While the White House earlier said that it will leave a residual number of US troops in Afghanistan beyond 2014, namely in Kabul and at the Bagram airbase, its military cooperation with Central Asia no longer seems to be a priority. Until recently, Kazakhstan has been the key focus of US military assistance. The active phase of military cooperation between Washington and Astana actually goes back to the early 1990s when the Pentagon first played an instrumental role in the decommissioning of Soviet missiles on Kazakhstani territory. The two countries currently have a five-year military cooperation plan for 2013–2017 (today.kz, December 11, 2012). Last November, Kazakhstan’s former defense minister, Adilbek Dzhaksybekov, visited Washington where he stressed the importance of securing further US funding for the training of Kazakhstani soldiers (vpk.name, November 14, 2013). The same message was voiced by his successor, Serik Akhmetov, earlier this month (July 10) during a meeting with the US ambassador (inform.kz, July 10).
US-Kazakhstan military ties are overshadowed by Astana’s growing cooperation with Moscow, both bilaterally and within the Collective Security Treaty Organization (CSTO). In late May 2014, Kazakhstani President Nursultan Nazarbayev promulgated a ratification law referring to Russia and Kazakhstan’s intergovernmental agreement to create a shared missile defense system (RIA Novosti, May 26). The CSTO, whose combat force is mostly composed of Russian troops, further has the right to use Kazakhstan’s territory for transit and other logistical purposes if it needs to intervene in either Kyrgyzstan or Tajikistan. While, to this day, the US has spent millions of dollars in order to train Kazakhstani officers and soldiers, the bulk of the weapons they have been using come from Russia.
Washington’s military ties with Kyrgyzstan and Tajikistan have also slackened in recent years. Both countries are members of the CSTO, with Kyrgyzstan now in the process of finalizing its accession to the Russia-dominated Eurasian Economic Union (EaEU). The country’s rising economic and especially gas dependence on Russia will no doubt reduce its future options as to the choice of foreign partners for comprehensive cooperation in the military and security field. In mid-July, the Kyrgyzstani government officially closed the Manas Air Transit Center at the Bishkek airport, which has been used by US combat troops as a logistics base since the start of the Afghanistan campaign in 2001 (vb.kg, July 11). Russia’s oil giant Rosneft had earlier expressed interest in acquiring a controlling stake in this strategic facility with a view to transforming it into a regional civil aviation hub (rosneft.ru, February 19).

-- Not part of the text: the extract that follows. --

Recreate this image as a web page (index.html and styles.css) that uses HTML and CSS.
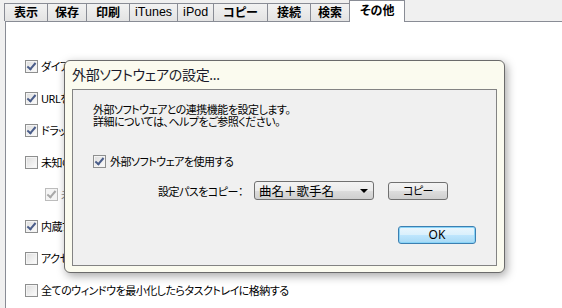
FILE: index.html
```html
<!DOCTYPE html>
<html lang="ja">

<head>
    <meta charset="UTF-8">
    <title>設定 - その他</title>
    <link rel="stylesheet" href="styles.css">
</head>

<body>
    <div class="window">
        <!-- Tab strip -->
        <div class="tabs">
            <div class="tab">表示</div>
            <div class="tab narrow">保存</div>
            <div class="tab">印刷</div>
            <div class="tab latin">iTunes</div>
            <div class="tab latin">iPod</div>
            <div class="tab">コピー</div>
            <div class="tab">接続</div>
            <div class="tab narrow">検索</div>
            <div class="tab active">その他</div>
        </div>

        <!-- Options page -->
        <div class="panel">
            <div class="row"><span class="check on"></span>ダイアログを常に手前に表示する</div>
            <div class="row"><span class="check on"></span>URLをクリックしたらブラウザで開く</div>
            <div class="row"><span class="check on"></span>ドラッグ＆ドロップで追加する</div>
            <div class="row"><span class="check"></span>未知のファイル形式も読み込む</div>
            <div class="row sub disabled"><span class="check on"></span>未対応の形式を確認する</div>
            <div class="row"><span class="check on"></span>内蔵プレーヤーで再生する</div>
            <div class="row"><span class="check"></span>アクセス履歴を保存する</div>
            <div class="row"><span class="check"></span>全てのウィンドウを最小化したらタスクトレイに格納する</div>
        </div>
    </div>

    <!-- Modal dialog -->
    <div class="dialog">
        <div class="dialog-title">外部ソフトウェアの設定...</div>
        <div class="dialog-body">
            <p class="intro">外部ソフトウェアとの連携機能を設定します。<br>詳細については、ヘルプをご参照ください。</p>
            <div class="use-row"><span class="check on"></span>外部ソフトウェアを使用する</div>
            <div class="path-row">
                <span class="path-label">設定パスをコピー：</span>
                <div class="combo">
                    <span>曲名＋歌手名</span>
                    <span class="arrow"></span>
                </div>
                <button class="btn">コピー</button>
            </div>
            <div class="ok-row">
                <button class="btn default">OK</button>
            </div>
        </div>
    </div>
</body>

</html>
```

FILE: styles.css
```css
/* General Styles */
body {
    margin: 0;
    width: 562px;
    height: 308px;
    overflow: hidden;
    background: #f0f0f0;
    font-family: "Noto Sans", "Noto Sans CJK JP", sans-serif;
    font-size: 11px;
    letter-spacing: -0.5px;
    font-feature-settings: "palt";
    color: #000;
    position: relative;
}

.window {
    height: 100%;
    display: flex;
    flex-direction: column;
}

/* Tabs */
.tabs {
    display: flex;
    align-items: flex-end;
    height: 21px;
    padding-left: 4px;
}

.tab {
    height: 18px;
    padding: 0 9px;
    margin-right: -1px;
    border: 1px solid #898c95;
    border-bottom: none;
    background: linear-gradient(to bottom, #f2f2f2, #e3e3e3);
    font-size: 12px;
    font-weight: bold;
    letter-spacing: 0;
    line-height: 17px;
    box-sizing: border-box;
    white-space: nowrap;
}

.tab.narrow {
    padding: 0 7px;
}

.tab.latin {
    padding: 0 5px;
    font-family: "Liberation Sans", sans-serif;
    font-weight: normal;
    font-size: 12.5px;
}

.tab.active {
    height: 22px;
    padding: 0 10px;
    margin-bottom: -1px;
    background: #fff;
    line-height: 20px;
    position: relative;
    z-index: 1;
}

.panel {
    flex: 1;
    margin-left: 5px;
    border-left: 1px solid #898c95;
    border-top: 1px solid #898c95;
    background: #fff;
    padding: 28px 0 0 19px;
}

.row {
    height: 32px;
    display: flex;
    align-items: center;
    white-space: nowrap;
}

.row.sub {
    padding-left: 20px;
}

.row.disabled {
    color: #8d8d8d;
}

/* Checkbox */
.check {
    width: 13px;
    height: 13px;
    box-sizing: border-box;
    border: 1px solid #8e8f8f;
    background: linear-gradient(135deg, #dcdcdc, #fdfdfd);
    box-shadow: inset 0 0 0 1px #f4f4f4;
    margin-right: 3px;
    flex: none;
    position: relative;
}

.check.on::after {
    content: "";
    position: absolute;
    left: 3px;
    top: 0px;
    width: 3px;
    height: 7px;
    border-right: 2px solid #4a5d8a;
    border-bottom: 2px solid #4a5d8a;
    transform: rotate(40deg);
}

.disabled .check {
    border-color: #bcbcbc;
    background: #f4f4f4;
}

.disabled .check.on::after {
    border-color: #a8a8a8;
}

/* Dialog */
.dialog {
    position: absolute;
    left: 64px;
    top: 60px;
    width: 441px;
    height: 213px;
    box-sizing: border-box;
    border: 1px solid #6b6b6b;
    border-radius: 6px;
    background: #fbfbef;
    box-shadow: 2px 3px 10px rgba(0, 0, 0, 0.35);
    padding: 0 7px 6px 7px;
    display: flex;
    flex-direction: column;
}

.dialog-title {
    height: 28px;
    font-size: 14px;
    letter-spacing: -0.3px;
    line-height: 27px;
    color: #1a1a2a;
}

.dialog-body {
    flex: 1;
    border: 1px solid #838383;
    background: #f0f0f0;
    padding: 14px 20px 0 20px;
}

.intro {
    margin: 0;
    line-height: 12px;
}

.use-row {
    margin-top: 26px;
    height: 14px;
    display: flex;
    align-items: center;
}

.use-row .check {
    margin-right: 4px;
}

.path-row {
    margin-top: 13px;
    display: flex;
    align-items: center;
    padding-left: 65px;
}

.path-label {
    width: 96px;
    flex: none;
    white-space: nowrap;
}

.combo {
    width: 120px;
    height: 19px;
    flex: none;
    box-sizing: border-box;
    border: 1px solid #707070;
    border-radius: 3px;
    background: linear-gradient(to bottom, #f3f3f3 0%, #ebebeb 50%, #dddddd 51%, #cfcfcf 100%);
    display: flex;
    align-items: center;
    justify-content: space-between;
    padding: 0 5px 0 4px;
    font-size: 12.5px;
    letter-spacing: 0;
}

.arrow {
    width: 0;
    height: 0;
    border-left: 4px solid transparent;
    border-right: 4px solid transparent;
    border-top: 4px solid #000;
}

.btn {
    height: 18px;
    width: 60px;
    flex: none;
    box-sizing: border-box;
    border: 1px solid #707070;
    border-radius: 3px;
    background: linear-gradient(to bottom, #f3f3f3 0%, #ebebeb 50%, #dddddd 51%, #cfcfcf 100%);
    font-family: inherit;
    font-size: 11px;
    letter-spacing: -0.5px;
    font-feature-settings: "palt";
    line-height: 14px;
    padding: 0;
    color: #000;
}

.path-row .btn {
    margin-left: 14px;
}

.ok-row {
    margin-top: 26px;
    display: flex;
    justify-content: flex-end;
}

.btn.default {
    width: 78px;
    border-color: #3c7fb1;
    background: linear-gradient(to bottom, #eaf6fd 0%, #d9f0fc 50%, #bee6fd 51%, #a7d9f5 100%);
    box-shadow: inset 0 0 0 1px #8ad4f7;
    font-size: 12px;
    letter-spacing: 0;
}
```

As for Tajikistan, its relations with the Kremlin have been rapidly improving since last August when Dushanbe obtained a string of concessions from Moscow regarding the status of Tajikistani labor migrants in Russia and the tricky issue of oil trade. In exchange, President Emomali Rahmon promised to extend Russia’s basing rights in his country until 2042, following months of bitter bickering over the cost of Moscow’s military presence (rus.ozodi.org, August 2, 2013). A few days before, he had met in Dushanbe with the head of US Central Command (CENTCOM), General Lloyd Austin, to discuss the state of bilateral cooperation, in particular with regard to the issues of terrorism and extremism in Afghanistan and Central Asia (fergananews.com, July 31, 2013).

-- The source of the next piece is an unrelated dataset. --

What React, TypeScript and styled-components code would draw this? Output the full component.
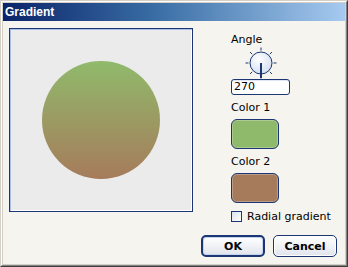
import styled, { createGlobalStyle } from 'styled-components';

const GlobalStyle = createGlobalStyle`
  html, body {
    margin: 0;
    padding: 0;
    background: #d4d0c8;
  }
  * {
    box-sizing: border-box;
  }
`;

const ink = '#1b3673';

const Window = styled.div`
  width: 348px;
  height: 267px;
  border: 1px solid;
  border-color: #d4d0c8 #404040 #404040 #d4d0c8;
  display: flex;
`;

const Frame = styled.div`
  flex: 1;
  border: 1px solid;
  border-color: #ffffff #808080 #808080 #ffffff;
  padding: 1px;
  background: #d4d0c8;
  display: flex;
  flex-direction: column;
`;

const TitleBar = styled.div`
  height: 18px;
  padding-left: 2px;
  display: flex;
  align-items: center;
  background: linear-gradient(to right, #0a246a 0%, #3a6ea5 45%, #a6caf0 100%);
  color: #ffffff;
  font-family: 'Liberation Sans', Arial, sans-serif;
  font-weight: 700;
  font-size: 12px;
`;

const Body = styled.div`
  flex: 1;
  background: #f5f4ee;
  padding: 7px 8px 7px 6px;
  display: flex;
  flex-direction: column;
  font-family: 'DejaVu Sans', Verdana, sans-serif;
  font-size: 11px;
  color: #000000;
`;

const TopRow = styled.div`
  display: flex;
  align-items: flex-start;
`;

const Preview = styled.div`
  width: 184px;
  height: 184px;
  border: 1px solid ${ink};
  box-shadow: inset 1px 1px 0 #a9bfe6, inset -1px -1px 0 #ffffff;
  background: #ebebeb;
  display: flex;
  align-items: center;
  justify-content: center;
`;

const Disc = styled.div<{ $from: string; $to: string }>`
  width: 118px;
  height: 118px;
  border-radius: 50%;
  background: linear-gradient(to bottom, ${(p) => p.$from}, ${(p) => p.$to});
`;

const Controls = styled.div`
  margin-left: 38px;
  display: flex;
  flex-direction: column;
  align-items: flex-start;
`;

const Label = styled.div<{ $top: number }>`
  line-height: 13px;
  margin-top: ${(p) => p.$top}px;
`;

const KnobWrap = styled.div`
  width: 59px;
  height: 32px;
  margin-top: 1px;
  display: flex;
  justify-content: center;
  padding-left: 1px;
`;

const AngleInput = styled.div`
  width: 59px;
  height: 16px;
  border: 1px solid ${ink};
  border-radius: 3px;
  background: #ffffff;
  box-shadow: inset 0 1px 0 #dfe7f4;
  padding-left: 2px;
  line-height: 14px;
`;

const Swatch = styled.div<{ $color: string }>`
  width: 48px;
  height: 30px;
  margin-top: 5px;
  border: 1px solid ${ink};
  border-radius: 6px;
  background: ${(p) => p.$color};
  box-shadow: inset 0 0 0 1px rgba(255, 255, 255, 0.25);
`;

const CheckRow = styled.label`
  margin-top: 7px;
  display: flex;
  align-items: center;
  gap: 5px;
  line-height: 13px;
`;

const CheckBox = styled.span`
  width: 11px;
  height: 11px;
  border: 1px solid ${ink};
  background: linear-gradient(135deg, #dce3ee, #ffffff);
`;

const ButtonRow = styled.div`
  margin-top: auto;
  display: flex;
  justify-content: flex-end;
  gap: 8px;
`;

const Button = styled.button<{ $default?: boolean }>`
  width: 64px;
  height: 22px;
  padding: 0;
  border: ${(p) => (p.$default ? 2 : 1)}px solid ${ink};
  border-radius: 5px;
  background: linear-gradient(to bottom, #ffffff 0%, #f1f2f6 50%, #dfe3ec 100%);
  box-shadow: ${(p) => (p.$default ? 'inset 0 0 0 1px #c6d3ee' : 'inset 0 0 0 1px #ffffff')};
  font-family: 'DejaVu Sans', Verdana, sans-serif;
  font-weight: 700;
  font-size: 11px;
  color: #000000;
`;

function AngleKnob({ angle }: { angle: number }) {
  const cx = 16;
  const cy = 16;
  const ticks = [0, 45, 90, 135, 180, 225, 270, 315];
  const rad = (angle * Math.PI) / 180;
  return (
    <svg width="32" height="32" viewBox="0 0 32 32">
      <defs>
        <radialGradient id="knobFill" cx="40%" cy="35%" r="70%">
          <stop offset="0%" stopColor="#ffffff" />
          <stop offset="100%" stopColor="#d3deef" />
        </radialGradient>
      </defs>
      {ticks.map((t) => {
        const a = (t * Math.PI) / 180;
        return (
          <line
            key={t}
            x1={cx + Math.cos(a) * 12.5}
            y1={cy - Math.sin(a) * 12.5}
            x2={cx + Math.cos(a) * 15.5}
            y2={cy - Math.sin(a) * 15.5}
            stroke={ink}
            strokeWidth="1"
          />
        );
      })}
      <circle cx={cx} cy={cy} r="11" fill="url(#knobFill)" stroke={ink} strokeWidth="1" />
      <line
        x1={cx}
        y1={cy}
        x2={cx + Math.cos(rad) * 15}
        y2={cy - Math.sin(rad) * 15}
        stroke={ink}
        strokeWidth="2"
      />
    </svg>
  );
}

export default function App() {
  const color1 = '#90ba6b';
  const color2 = '#a67b5b';
  return (
    <>
      <GlobalStyle />
      <Window>
        <Frame>
          <TitleBar>Gradient</TitleBar>
          <Body>
            <TopRow>
              <Preview>
                <Disc $from={color1} $to={color2} />
              </Preview>
              <Controls>
                <Label $top={5}>Angle</Label>
                <KnobWrap>
                  <AngleKnob angle={270} />
                </KnobWrap>
                <AngleInput>270</AngleInput>
                <Label $top={6}>Color 1</Label>
                <Swatch $color={color1} />
                <Label $top={6}>Color 2</Label>
                <Swatch $color={color2} />
                <CheckRow>
                  <CheckBox />
                  Radial gradient
                </CheckRow>
              </Controls>
            </TopRow>
            <ButtonRow>
              <Button $default>OK</Button>
              <Button>Cancel</Button>
            </ButtonRow>
          </Body>
        </Frame>
      </Window>
    </>
  );
}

Uzbekistan’s military ties with the US have been unimpressive since 2005. At the time, Tashkent unilaterally shut down a US military base at Karshi-Khanabad, on the border with Afghanistan, in the bloody aftermath of the May 2005 events in Andijan (RIA Novosti, July 30, 2005), which drew strong criticism from both the US and Europe. Although Uzbekistan is frequently rumored to be willing to reestablish close contacts with Western powers, for instance having opened a NATO liaison office in Tashkent this May (anhor.uz, May 14), President Islam Karimov remains profoundly suspicious of any foreign involvement, be it American, Russian or Chinese, in his country’s domestic affairs.
As the US seeks to withdraw more of its troops from Afghanistan while pivoting to Southeast Asia, its military stakes in Central Asia will keep on decreasing. This leaves Russia in the leadership position but also augments its overall burden for security and stability in the tumultuous region. Yet, it cannot be excluded that a stable Russian-Chinese condominium over Central Asian security affairs may soon emerge as a means to mitigate growing risks from neighboring Afghanistan.